Рим- всего лишь один из бесчисленных античных городов периода великой колонизации, выстроенный этрусками и при этрусской династии VI в. религиозно обновленный. Вполне возможно, что капитолийская группа богов – Юпитер, Юнона, Минерва, выступившая тогда на место древнейшей троицы Юпитера, Марса и Квирина «религии Нумы», каким-то образом связана с фамильным культом Тарквиниев, причем богиня города Минерва, вне всякого сомнения, была скопирована с Афины Полиады378 *.
* Wvssowa, Religion und Kultus der Romer, S 41 Применительно к этрусской религии с ее колоссальным значением для всей Италии, а тем самым – для целой половины раннеантичного ландшафта справедливо то же самое, что уже отмечалось выше по поводу религии талмудической (с 195) Она лежит вне пределов обеих «классических» филологии и потому пребывает в полном небрежении в сравнении с ахейской и дорической религиями, с которыми образует единство духа и развития, как это доказывают ее захоронения, храмы и мифы
Культы этого одного города следует сравнивать лишь с отдельными культами тех говоривших по-гречески городов, что пребывали на одной с ним возрастной ступени, к примеру Спарты и Фив, а они римскую религию красочностью нисколько не превосходили То немногое, что обнаруживается там в качестве общеэллинского, будет также и общеиталийским. А что до утверждения, что «римская» религия, в отличие от греческих городовгосударств, не имела мифа, то откуда нам это знать? Мы бы вообще ничего не знали относительно великих сказаний о богах, если бы имеющиеся у нас сведения ограничивались только календарями праздников и общественными культами отдельных греческих городов: это все равно что пытаться составить представление о благочестии Иисуса по отчетам Эфесского собора или же о мистике францисканцев- по церковным уставам Реформации.
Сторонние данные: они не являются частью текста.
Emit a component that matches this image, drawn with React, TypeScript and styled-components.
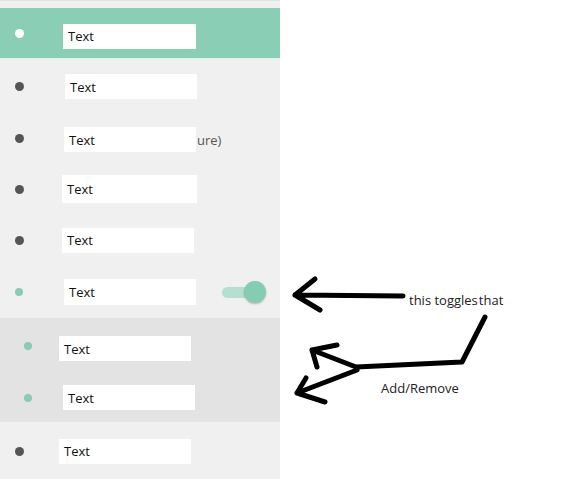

Менелай и Елена были в лаконском государственном культе древесными божествами, и не более того. Античный миф ведет свое происхождение от времени, когда еще не было полиса с его праздниками и сакральными уложениями, – Афин точно так же, как и Рима. С их в высшей степени рассудочными религиозными задачами и намерениями он не имеет вообще ничего общего. Миф и культ соприкасаются в античности в еще меньшей степени, чем где бы то ни было. И миф нисколько не является созданием всего в целом эллинского культурного региона, он не «греческий», но так же, как и история детства Иисуса и сказание о Граале, возникал в пришедших в бурное движение кругах узко обособленных областей. К примеру, представление об Олимпе возникло в Фессалии, и, уже распространяясь оттуда, оно сделалось общим достоянием всех образованных людей от Кипра и до Этрурии, а значит, также и в Риме. Этрусская живопись предполагает его как всем хорошо известное, а следовательно, знали его и Тарквинии, и их двор. Что бы мы ни понимали под выражением «верить» в данный миф, оно будет в одинаковой степени приложимо как к римлянам периода царей, так и к обитателям Тегеи или Коркиры.